US: NC dealer sues Mexican-grown coriander dealer
U.S. Food and Drug Administration (FDA) and Mexican investigators have reported finding “deplorable conditions” at farms and packing houses in the Puebla area.
The 32-page complaint filed against Don Hugo quotes from the U.S.-Mexican findings about conditions that “included human faeces and toilet paper found in the growing fields and around facilities, inadequately maintained and supplied toilet and hand washing facilities (i.e., no soap, no toilet paper, no running water, no paper towels) or a complete lack of toilet and hand washing facilities; food-contact surfaces (such as plastic crates used to transport cilantro or tables where cilantro was cut and bundled) visibly dirty and not washed; and water used for purposes such as washing cilantro vulnerable to contamination from sewage/septic systems.”
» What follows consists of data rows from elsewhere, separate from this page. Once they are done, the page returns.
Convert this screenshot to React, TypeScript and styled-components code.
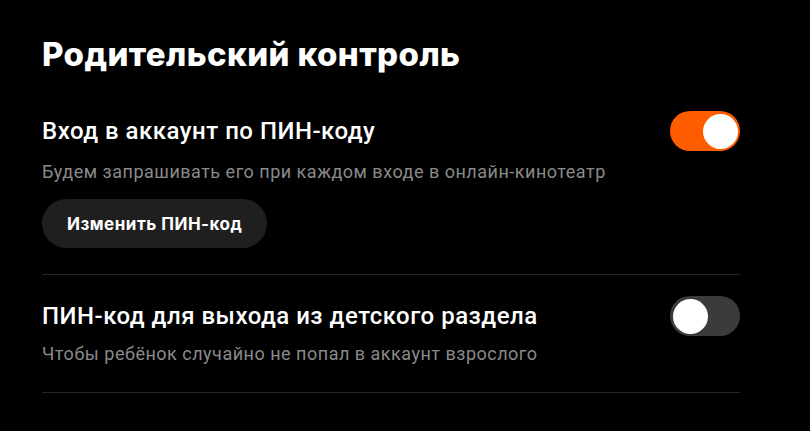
import { useState } from 'react';
import styled, { createGlobalStyle } from 'styled-components';

const GlobalStyle = createGlobalStyle`
  html, body {
    margin: 0;
    background: #000;
  }
  body {
    font-family: Roboto, "Liberation Sans", sans-serif;
    color: #fff;
  }
`;

const Page = styled.div`
  width: 810px;
  height: 431px;
  background: #000;
  padding: 34px 70px 0 42px;
  box-sizing: border-box;
`;

const Title = styled.h1`
  margin: 0 0 37px;
  font-family: Inter, Roboto, sans-serif;
  font-size: 33px;
  line-height: 40px;
  font-weight: 800;
  letter-spacing: 0.4px;
`;

const Item = styled.section<{ $top: number }>`
  padding: ${({ $top }) => $top}px 0 26px;
  border-bottom: 1px solid #262626;
`;

const Head = styled.div`
  display: flex;
  align-items: center;
  justify-content: space-between;
  gap: 24px;
`;

const ItemTitle = styled.h2`
  margin: 0;
  font-size: 24px;
  line-height: 28px;
  font-weight: 500;
  letter-spacing: 0.5px;
`;

const Hint = styled.p<{ $gap: number }>`
  margin: ${({ $gap }) => $gap}px 0 0;
  font-size: 18px;
  line-height: 24px;
  color: #8a8a8a;
  letter-spacing: 0.5px;
`;

const Button = styled.button`
  margin-top: 15px;
  height: 49px;
  padding: 0 25px;
  border: none;
  border-radius: 25px;
  background: #1f1f1f;
  color: #fff;
  font-family: Inter, Roboto, sans-serif;
  font-size: 17px;
  font-weight: 700;
  letter-spacing: 0.5px;
  cursor: pointer;
`;

const Track = styled.button<{ $on: boolean }>`
  position: relative;
  flex: none;
  width: 70px;
  height: 40px;
  padding: 0;
  border: none;
  border-radius: 20px;
  background: ${({ $on }) => ($on ? '#ff5c00' : '#3b3b3b')};
  cursor: pointer;
`;

const Knob = styled.span<{ $on: boolean }>`
  position: absolute;
  top: 2.5px;
  left: ${({ $on }) => ($on ? '32.5px' : '2.5px')};
  width: 35px;
  height: 35px;
  border-radius: 50%;
  background: #fff;
  transition: left 0.2s ease;
`;

const Toggle = ({ on, onClick }: { on: boolean; onClick: () => void }) => (
  <Track $on={on} onClick={onClick}>
    <Knob $on={on} />
  </Track>
);

export default function App() {
  const [pinLogin, setPinLogin] = useState(true);
  const [pinKids, setPinKids] = useState(false);

  return (
    <>
      <GlobalStyle />
      <Page>
        <Title>Родительский контроль</Title>
        <Item $top={0}>
          <Head>
            <ItemTitle>Вход в аккаунт по ПИН-коду</ItemTitle>
            <Toggle on={pinLogin} onClick={() => setPinLogin(!pinLogin)} />
          </Head>
          <Hint $gap={9}>Будем запрашивать его при каждом входе в онлайн-кинотеатр</Hint>
          <Button>Изменить ПИН-код</Button>
        </Item>
        <Item $top={21}>
          <Head>
            <ItemTitle>ПИН-код для выхода из детского раздела</ItemTitle>
            <Toggle on={pinKids} onClick={() => setPinKids(!pinKids)} />
          </Head>
          <Hint $gap={6}>Чтобы ребёнок случайно не попал в аккаунт взрослого</Hint>
        </Item>
      </Page>
    </>
  );
}
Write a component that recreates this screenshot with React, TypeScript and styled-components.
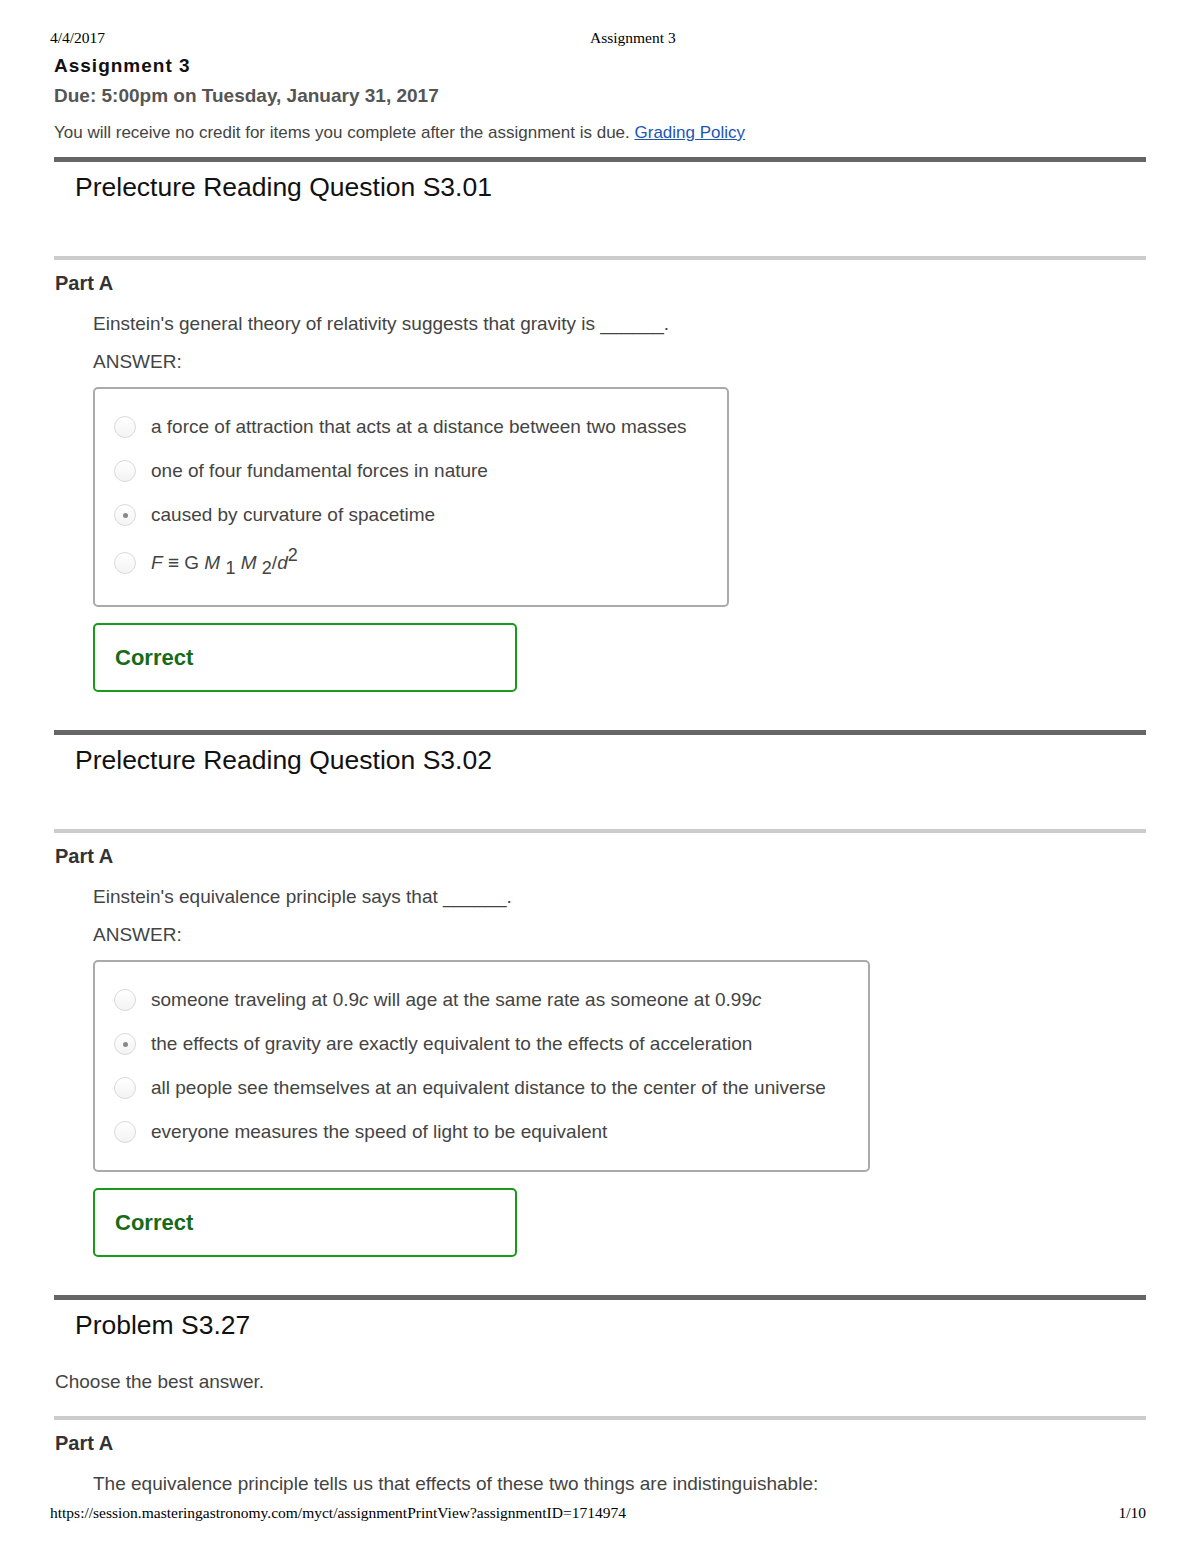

Those findings led FDA to call for the Mexican cilantro being detained at the U.S. border without physical examination.
Farmer’s Friend charges it was misled by Hugo Produce because it presented third-party audits that the cilantro grown on the farms outside Puebla, Mexico, was safe. It says those claims were “fraudulent and deceptive” and resulted in many U.S. consumers being sickened by the parasite and suffering cramping, vomiting, and diarrhea as a result, some requiring hospitalization.